Bharatiya Kisan Union (Ekta Ugrahan) is eyeing closely all the developments in the state. It is also fully aware of the fact that the power crisis is also helping in building discontent among the farmers. Sukhdev Singh Kokri Kalan, general secretary of the union which commands five lakh activists in over 1,600 villages spanning more than 16 districts in the State, says there is not much time left for the launch of the renewed phase of farmers' protest at Delhi.
He, and alongside, the other 30 plus unions of Punjab are seething in discontent over the Centre's silence on the agreed upon moves.
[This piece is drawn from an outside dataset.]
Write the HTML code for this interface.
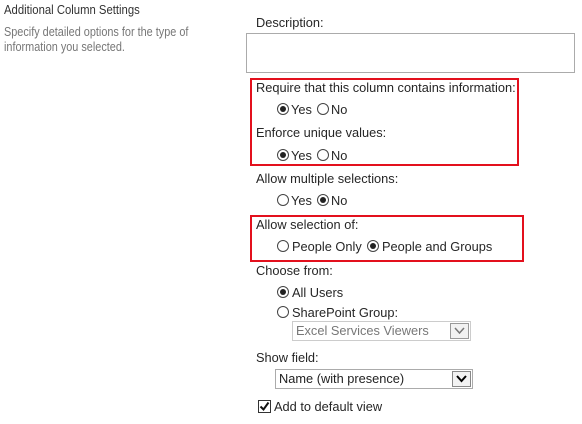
<!DOCTYPE html>
<html><head><style>
body{margin:0;width:582px;height:424px;background:#fff;position:relative;overflow:hidden;font-family:"Liberation Sans",sans-serif;font-size:12.8px;color:#262626}
.t{position:absolute;white-space:nowrap;line-height:16px}
.r{position:absolute;width:10px;height:10px;border:1px solid #444;border-radius:50%;background:#fff}
.r.on::after{content:"";position:absolute;left:2px;top:2px;width:6px;height:6px;border-radius:50%;background:#222}
.red{position:absolute;border:2px solid #e3101d}
.sel{position:absolute;border:1px solid #ababab;background:#fff}
.arr{position:absolute;right:1px;top:1px;width:17px;border:1px solid #888;background:#f2f2f2}
.sx{transform:scaleX(0.87);transform-origin:0 0}
</style></head><body>
<div class="t sx" style="left:4px;top:2px;color:#333;font-size:13px">Additional Column Settings</div>
<div class="t sx" style="left:4px;top:25px;color:#777;line-height:15px;font-size:12.5px">Specify detailed options for the type of<br>information you selected.</div>
<div class="t" style="left:256px;top:15px">Description:</div>
<div style="position:absolute;left:246px;top:33px;width:327px;height:38px;border:1px solid #ababab"></div>
<div class="red" style="left:250px;top:78px;width:265px;height:84px"></div>
<div class="t" style="left:256px;top:80px">Require that this column contains information:</div>
<div class="r on" style="left:277px;top:103px"></div><div class="t" style="left:291px;top:102px">Yes</div>
<div class="r" style="left:317px;top:103px"></div><div class="t" style="left:331px;top:102px">No</div>
<div class="t" style="left:256px;top:125px">Enforce unique values:</div>
<div class="r on" style="left:277px;top:149px"></div><div class="t" style="left:291px;top:148px">Yes</div>
<div class="r" style="left:317px;top:149px"></div><div class="t" style="left:331px;top:148px">No</div>
<div class="t" style="left:256px;top:171px">Allow multiple selections:</div>
<div class="r" style="left:277px;top:194px"></div><div class="t" style="left:291px;top:193px">Yes</div>
<div class="r on" style="left:317px;top:194px"></div><div class="t" style="left:331px;top:193px">No</div>
<div class="red" style="left:250px;top:215px;width:270px;height:43px"></div>
<div class="t" style="left:256px;top:217px">Allow selection of:</div>
<div class="r" style="left:277px;top:240px"></div><div class="t" style="left:292px;top:239px">People Only</div>
<div class="r on" style="left:367px;top:240px"></div><div class="t" style="left:382px;top:239px">People and Groups</div>
<div class="t" style="left:256px;top:263px">Choose from:</div>
<div class="r on" style="left:277px;top:286px"></div><div class="t" style="left:292px;top:285px">All Users</div>
<div class="r" style="left:277px;top:306px"></div><div class="t" style="left:292px;top:305px">SharePoint Group:</div>
<div class="sel" style="left:292px;top:321px;width:177px;height:18px;border-color:#ccc"><div class="t" style="left:3px;top:1px;color:#777">Excel Services Viewers</div>
<div class="arr" style="height:14px;border-color:#999"><svg width="17" height="14"><path d="M4 4 L8.5 9 L13 4" stroke="#777" stroke-width="1.5" fill="none"/></svg></div></div>
<div class="t" style="left:256px;top:350px">Show field:</div>
<div class="sel" style="left:275px;top:369px;width:196px;height:18px"><div class="t" style="left:3px;top:1px;color:#222">Name (with presence)</div>
<div class="arr" style="height:14px"><svg width="17" height="14"><path d="M4 4 L8.5 9 L13 4" stroke="#000" stroke-width="2" fill="none"/></svg></div></div>
<div style="position:absolute;left:258px;top:400px;width:11px;height:11px;border:1px solid #333;background:#fff"><svg width="11" height="11" style="position:absolute;left:0;top:0"><path d="M1.5 5.5 L4.5 8.5 L9.5 1.5" stroke="#111" stroke-width="2" fill="none"/></svg></div>
<div class="t" style="left:274px;top:399px">Add to default view</div>
</body></html>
They had withdrawn their agitation last year after a year-long struggle when the Centre gave an assurance to address all the issues while announcing the taking back of the three contentious farm laws. However, nothing much transpired later and in fact, a member of the Committee constituted by the Court to study the issue in-depth had revealed the findings of the report compiled by it that stated that most of the farmers did not agree with their unions.
Did the Centre act in haste in rolling back the farm laws? Could have been. As such, the rolling back of the farm laws was not the uniform demand of the farmers in the country. It was more confined to Punjab, Haryana and parts of Uttar Pradesh. If the farmers' movement had its reverberations in the rest of the country, it was more political. It was always known that the gathering at Delhi had not always been that of the farmers.
Anti-BJP opposition workers joined the sit-in in large numbers and the overseas publicity garnered by the movement also helped in keeping it afloat. Whether the Samyukta Kisan Morcha (SKM) which spearheaded the agitation and which postponed the agitation on December 9, 2021 would be a part of the relaunch plans is not yet known.
Any relaunch of the agitation would only strengthen the BJP argument that the stir was politically motivated as Himachal Pradesh and Gujarat will be having Assembly elections this year. Meghalaya goes to the polls early next year. A year later i.e., in 2024 it is time for general elections. Strangely, Sukhdev Singh had admitted to the media there could be all shades of farmers including the 'Khalistanis' amongst them. This admission is bound to complicate the matter for the farmers and also the renewed efforts from across the border to stir the Khalistan cauldron. That is certainly no good news.